What were the Lions thinking? A 3 year deal for $1.5M/yr sounds EXTREMELY reasonable, almost insulting given what Al Saunders is making in Washington. For a near guaranteed playoff berth you don't want to spend $1.5M/yr? This makes no sense at all.
STLtoday - Sports - Rams
"This afternoon, Martz told Jim Thomas of the Post-Dispatch that he will not take the job as the Lions' offensive coordinator under new head coach Rod Marinelli."

I need a little quiet time now. I'll be fine. Really.

Wednesday, February 01, 2006

2046 (2004)**
Nice visuals, some interesting situations, beautiful actresses, yet it didn't add up for me. The thrust of the film was too vague for me to really care.
Martz near deal to join Lions staff - 02/01/06 - The Detroit News
AWESOME AWESOME AWESOME NEWS! I predict that the Lions will at least be in the playoffs next year. Mad Mike is back in the NFL calling plays and driving everyone C-R-A-Z-Y! He's got a dome team with some good young receivers, a good RB, he needs to nail down the QB spot but who better than him to do it? I can't wait for the new season to start. Let;s get that XL thing over with pronto....
Corpse Bride (2005)***
I *really* wish Tim Burton could find some other composer to collaborate with. Danny Elfman just does not do it for me.

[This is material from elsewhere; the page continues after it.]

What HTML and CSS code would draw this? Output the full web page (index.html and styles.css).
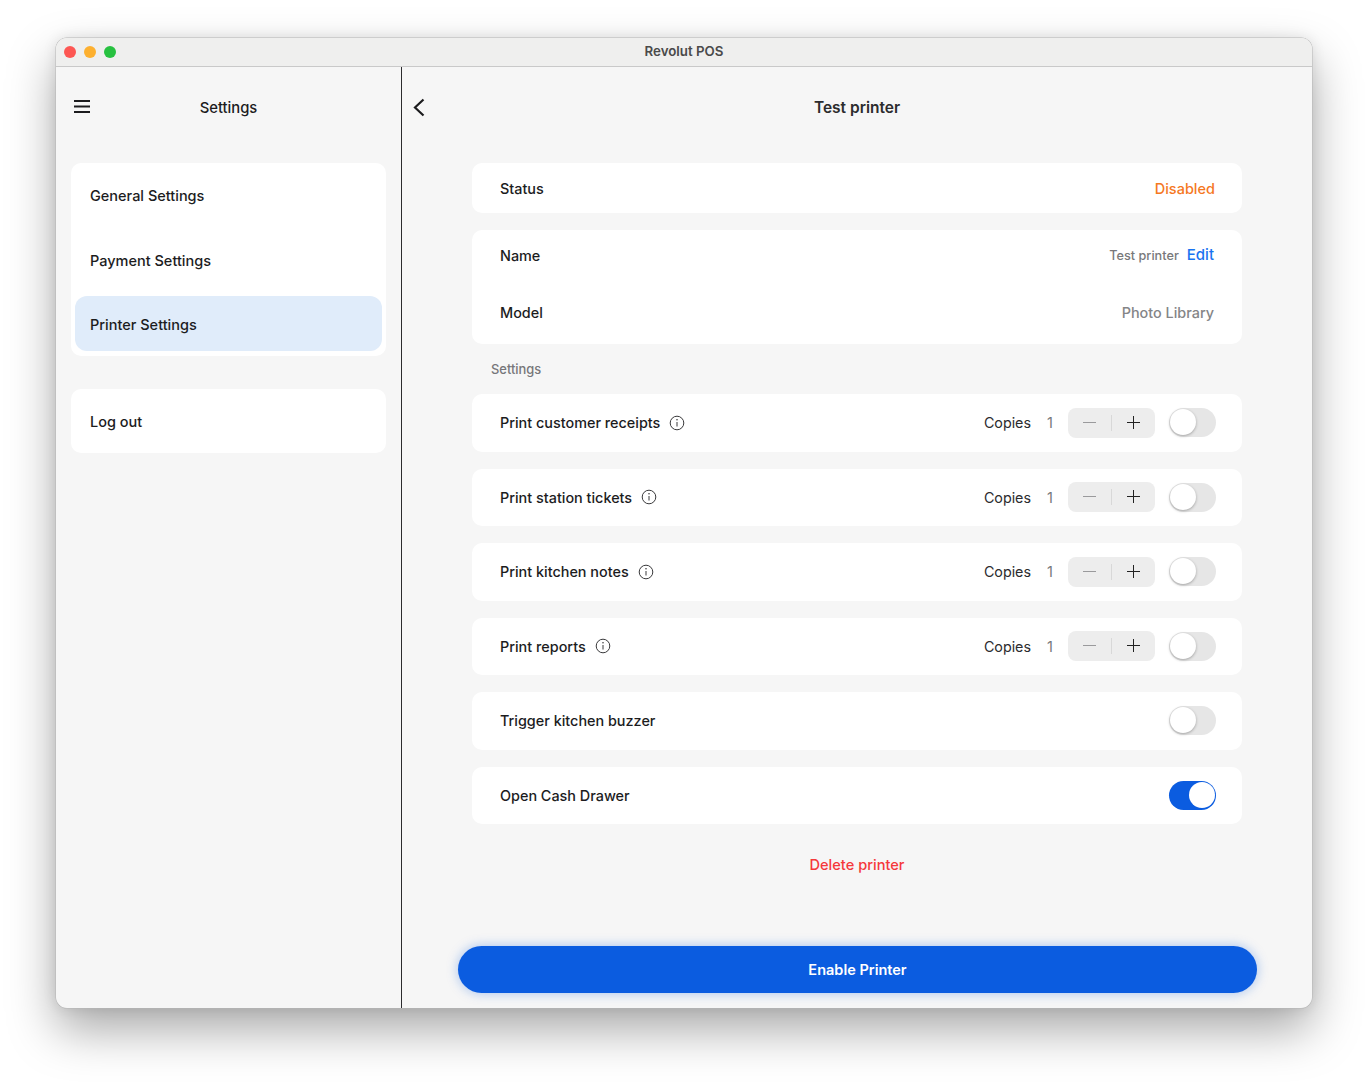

Aside from that drawback though, the animation is superb, even better than on The Nightmare Before Christmas. Nicely written also.
Bubble (2005)***
Bubble is a good flick. It's too short though. Painfully realistic scenes. Shot on high def digital cameras using non-professional actors, found locations, natural lighting. Soderburgh still manages to get some beautiful images. In the bonus material on the DVD he says he would shoot for a few days then edit for a couple days then shoot again. By the end of the shoot, they were able to watch the completed film. That's just not a normal process and I believe the film might have been better if he had taken his time a bit more. There's a lot of potential here but it doesn't feel totally realized. Still, it is an interesting film and I recommend it.